I had a conversation recently with my Dad that I’m going to share.  I’m fairly sure he won’t mind.  As a child my father worked in a position where he often had public speaking engagements and stories about my sister and I were numerous (and usually slightly embellished).  Likewise my Dad published a book that has content about me.  So he owes me one.  He reads my blog so he will read this ; )  Love you Dad!

Anyway, my Dad and I were talking deep spiritual stuff.  We mostly agree when it comes to our faith, but occasionally we don’t and on this particular topic we have not always seen eye to eye.  The topic was about hell.  Essentially my father struggles with the idea that if you don’t prescribe to the belief that Jesus died for your sins you will go to hell.  After much discussion he said to me, “So you’re basically saying that if you’re gay, or Buddhist, for example, you deserve to go to hell?”  You know what?  That is a really good and really tough question.  I recently heard a response to the likes of this question that I thought was a good one.  The answer I heard and one that I personally intend to give should this kind of question be asked of me again is this:  It’s not that someone who is gay deserves to go to hell, or someone who is Buddhist.  The fact is, we ALL deserve to go to hell.  I do and you do.  We’ve all fallen short of perfection.  Generally speaking in secular American society, while most people believe in a god and an existence of heaven and hell; the over arching belief is that if you lead a good life you go to heaven; a bad life you go to hell.  The Christian however believes that no one can measure up to the perfection of God.  No line in the sand can be drawn between ‘good’ and ‘evil’.  The Christian believes that we all fall into the category deserving hell, but we believe the good news that God paved a way for us through Christ’s sacrifice on the cross. 

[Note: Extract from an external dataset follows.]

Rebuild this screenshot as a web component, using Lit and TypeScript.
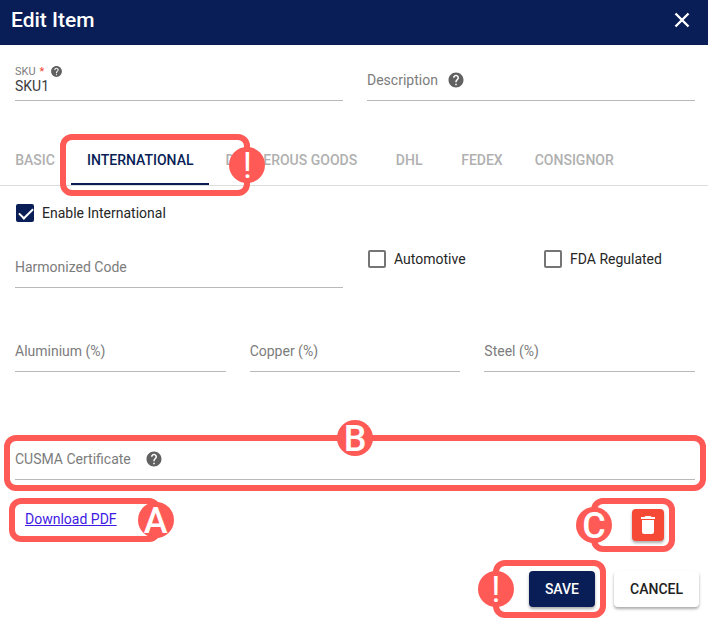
import { LitElement, html, css, svg } from "lit";
import { customElement, property } from "lit/decorators.js";

const HELP = svg`<path fill="currentColor" d="M12 2C6.48 2 2 6.48 2 12s4.48 10 10 10 10-4.48 10-10S17.52 2 12 2zm1 17h-2v-2h2v2zm2.07-7.75l-.9.92C13.45 12.9 13 13.5 13 15h-2v-.5c0-1.1.45-2.1 1.17-2.83l1.24-1.26c.37-.36.59-.86.59-1.41 0-1.1-.9-2-2-2s-2 .9-2 2H8c0-2.21 1.79-4 4-4s4 1.79 4 4c0 .88-.36 1.68-.93 2.25z"/>`;

/** Text input with an underline; the label sits inside until there is a value. */
@customElement("line-field")
class LineField extends LitElement {
  @property() label = "";
  @property() value = "";
  @property({ type: Boolean }) required = false;
  @property({ type: Boolean }) help = false;

  static styles = css`
    :host { display: block; }
    * { box-sizing: border-box; }
    .field {
      display: grid;
      height: 36px;
      border-bottom: 1px solid #b9b9b9;
    }
    label {
      grid-area: 1 / 1;
      display: flex;
      align-items: center;
      gap: 9px;
      height: 30px;
      line-height: 20px;
      color: #7c7c7c;
      pointer-events: none;
    }
    :host([wide]) label { gap: 14px; }
    input {
      grid-area: 1 / 1;
      min-width: 0;
      border: 0;
      padding: 11px 0 5px;
      font: inherit;
      color: #3c3c3c;
      background: none;
      outline: none;
    }
    .filled label {
      height: 13px;
      gap: 4px;
      font-size: 11px;
      line-height: 13px;
    }
    .filled svg { width: 13px; height: 13px; margin-left: 2px; }
    .star { color: #f44336; }
    svg { width: 18px; height: 18px; color: #616161; }
  `;

  render() {
    return html`<div class="field ${this.value ? "filled" : ""}">
      <label for="box">${this.label}${this.required ? html`<span class="star">*</span>` : ""}
        ${this.help ? html`<svg viewBox="0 0 24 24" aria-hidden="true">${HELP}</svg>` : ""}
      </label>
      <input id="box" .value=${this.value} ?required=${this.required} />
    </div>`;
  }
}

@customElement("app-root")
class AppRoot extends LitElement {
  static styles = css`
    :host {
      display: block;
      font: 14px/20px Roboto, "Liberation Sans", sans-serif;
      color: #262626;
      background: #fff;
    }
    * { box-sizing: border-box; }
    button { font: inherit; cursor: pointer; border: 0; }
    header {
      display: flex;
      align-items: center;
      justify-content: space-between;
      height: 45px;
      padding: 0 14px 5px 11px;
      background: #091e56;
      color: #fff;
    }
    h1 { margin: 0; font-size: 21px; line-height: 24px; font-weight: 500; }
    .close { display: flex; padding: 0; background: none; color: inherit; }
    .close svg { width: 24px; height: 24px; }
    .row { display: grid; gap: 24px; padding: 0 13px 0 15px; }
    .two { grid-template-columns: 1fr 1fr; }
    .three { grid-template-columns: 1fr 1fr 1fr; }
    .identity { padding-top: 20px; }
    .tabs {
      display: flex;
      margin: 34px 0 0 -1px;
      border-bottom: 1px solid #dcdcdc;
    }
    .tab {
      min-width: 72px;
      height: 50px;
      padding: 0 16px;
      background: none;
      color: #b0b0b0;
      font-weight: 500;
      white-space: nowrap;
    }
    .tab.active {
      color: #091e56;
      box-shadow: inset 0 -2px #091e56;
    }
    .check { display: flex; align-items: center; gap: 8px; height: 20px; }
    .check input {
      appearance: none;
      display: grid;
      flex: none;
      width: 18px;
      height: 18px;
      margin: 0 0 0 1px;
      border: 2px solid #757575;
      border-radius: 2px;
    }
    .check input:checked {
      border-color: #091e56;
      background: #091e56;
    }
    .check input:checked::before {
      content: "";
      width: 12px;
      height: 6px;
      margin: 2px 0 0 1px;
      border: solid #fff;
      border-width: 0 0 2px 2px;
      rotate: -45deg;
    }
    .enable { padding-top: 17px; }
    .codes { padding-top: 29px; }
    .options {
      display: grid;
      grid-template: 14px / 1fr 1fr;
      gap: 24px;
      align-items: center;
    }
    .metals { padding-top: 48px; }
    .cusma { padding-top: 72px; }
    .call { position: relative; }
    .ring {
      position: absolute;
      border: 6px solid #ff5a56;
      border-radius: 12px;
      pointer-events: none;
    }
    .badge {
      position: absolute;
      display: grid;
      place-items: center;
      width: 36px;
      height: 36px;
      padding-top: 1px;
      border-radius: 50%;
      background: #ff5a56;
      color: #fff;
      font-size: 36px;
      line-height: 36px;
      font-weight: 500;
    }
    .on-tab { inset: -1px -41px -11px -11px; }
    .on-tab .badge { right: -21px; top: 7px; }
    .on-cusma { inset: -9px -11px -11px; }
    .on-cusma .badge { left: calc(50% - 18px); top: -21px; }
    .on-link { inset: -11px -44px -13px -16px; }
    .on-link .badge { right: -19px; top: -2px; }
    .on-trash { inset: -11px -11px -11px -41px; }
    .on-trash .badge { left: -21px; top: 3px; }
    .on-save { inset: -11px -11px -11px -36px; }
    .on-save .badge { left: -21px; top: 5px; }
    .on-tab .badge, .on-save .badge { font-weight: 400; }
    .files {
      display: flex;
      justify-content: space-between;
      padding: 29px 44px 0 25px;
    }
    .link { align-self: flex-start; }
    a { color: #3f1ae4; }
    .trash {
      display: grid;
      place-items: center;
      width: 32px;
      height: 32px;
      padding: 0;
      border-radius: 4px;
      background: #f64936;
      color: #fff;
      box-shadow: 0 2px 3px #0005;
    }
    .trash svg { width: 24px; height: 24px; }
    footer {
      display: flex;
      justify-content: flex-end;
      gap: 19px;
      padding: 30px 9px 19px;
    }
    .action {
      height: 36px;
      padding: 0 16px;
      border-radius: 4px;
      background: #fff;
      color: #212121;
      font-weight: 500;
      box-shadow: 0 2px 3px #0005;
    }
    .primary { background: #091e56; color: #fff; }
  `;

  private mark(name: string, text: string) {
    return html`<span class="ring ${name}" aria-hidden="true"><span class="badge">${text}</span></span>`;
  }

  private check(label: string, on = false) {
    return html`<label class="check"><input type="checkbox" ?checked=${on} />${label}</label>`;
  }

  render() {
    const tabs = ["BASIC", "INTERNATIONAL", "DANGEROUS GOODS", "DHL", "FEDEX", "CONSIGNOR"];
    return html`
      <header>
        <h1>Edit Item</h1>
        <button class="close" aria-label="Close">
          <svg viewBox="0 0 24 24"><path d="M5.5 5.5l13 13M18.5 5.5l-13 13" stroke="currentColor" stroke-width="2.4" /></svg>
        </button>
      </header>
      <main>
        <div class="row two identity">
          <line-field label="SKU" value="SKU1" required help></line-field>
          <line-field label="Description" help></line-field>
        </div>
        <nav class="tabs" role="tablist">
          ${tabs.map((t, i) =>
            i === 1
              ? html`<div class="call">
                  <button class="tab active" role="tab" aria-selected="true">${t}</button>${this.mark("on-tab", "!")}
                </div>`
              : html`<button class="tab" role="tab" aria-selected="false">${t}</button>`
          )}
        </nav>
        <div class="row enable">${this.check("Enable International", true)}</div>
        <div class="row two codes">
          <line-field label="Harmonized Code"></line-field>
          <div class="options">${this.check("Automotive")}${this.check("FDA Regulated")}</div>
        </div>
        <div class="row three metals">
          <line-field label="Aluminium (%)"></line-field>
          <line-field label="Copper (%)"></line-field>
          <line-field label="Steel (%)"></line-field>
        </div>
        <div class="row cusma">
          <div class="call"><line-field label="CUSMA Certificate" help wide></line-field>${this.mark("on-cusma", "B")}</div>
        </div>
        <div class="files">
          <div class="call link"><a href="#pdf">Download PDF</a>${this.mark("on-link", "A")}</div>
          <div class="call">
            <button class="trash" aria-label="Delete">
              <svg viewBox="0 0 24 24"><path fill="currentColor" d="M6 19c0 1.1.9 2 2 2h8c1.1 0 2-.9 2-2V7H6v12zM19 4h-3.5l-1-1h-5l-1 1H5v2h14V4z" /></svg>
            </button>
            ${this.mark("on-trash", "C")}
          </div>
        </div>
      </main>
      <footer>
        <div class="call"><button class="action primary">SAVE</button>${this.mark("on-save", "!")}</div>
        <button class="action">CANCEL</button>
      </footer>
    `;
  }
}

When I accepted that, I didn’t walk into my relationship with God feeling like everything that He says is wrong, really is.  But I surrendered my life to Him and over time He showed me something important.  He showed me that my feelings towards something He says don’t matter.  Something might seem right to me, it might feel right to me, but if He says it’s wrong, then it is.  To this day I don’t look at all sin and have a feeling of detest towards it in my natural sense.  Some sins I do, but others I just don’t.  But that doesn’t matter.  I don’t trust in my feelings to determine right from wrong.  I believe that my mind is infinitely smaller and less capable of understanding anything compared to the creator of the whole universe.   That said, only God gets to determine right from wrong.  We do not.  We are not called to pick apart others or point or shake a finger at them.  We are called to share God’s love and to share the truth that we have all fallen short and point the way towards the cross.

So for anyone reading this who believes in God, but not in anything else I just wrote, consider this:  Is it possible that the way you feel about God and the truths you have established for yourself might be wrong?  Is it plausible that God is bigger than who you’ve created him to be?  Maybe there is a supreme authority that trumps your beliefs?  Maybe your feelings don’t matter? 

For me the bible is my authority.  It is accurate.  It is inspired by God.  The seeming contradictions do not actually contradict each other.  It answers big life questions.  It is worth reading, studying, learning, knowing, and following, even the parts that don’t make you ‘feel’ warm and fuzzy.  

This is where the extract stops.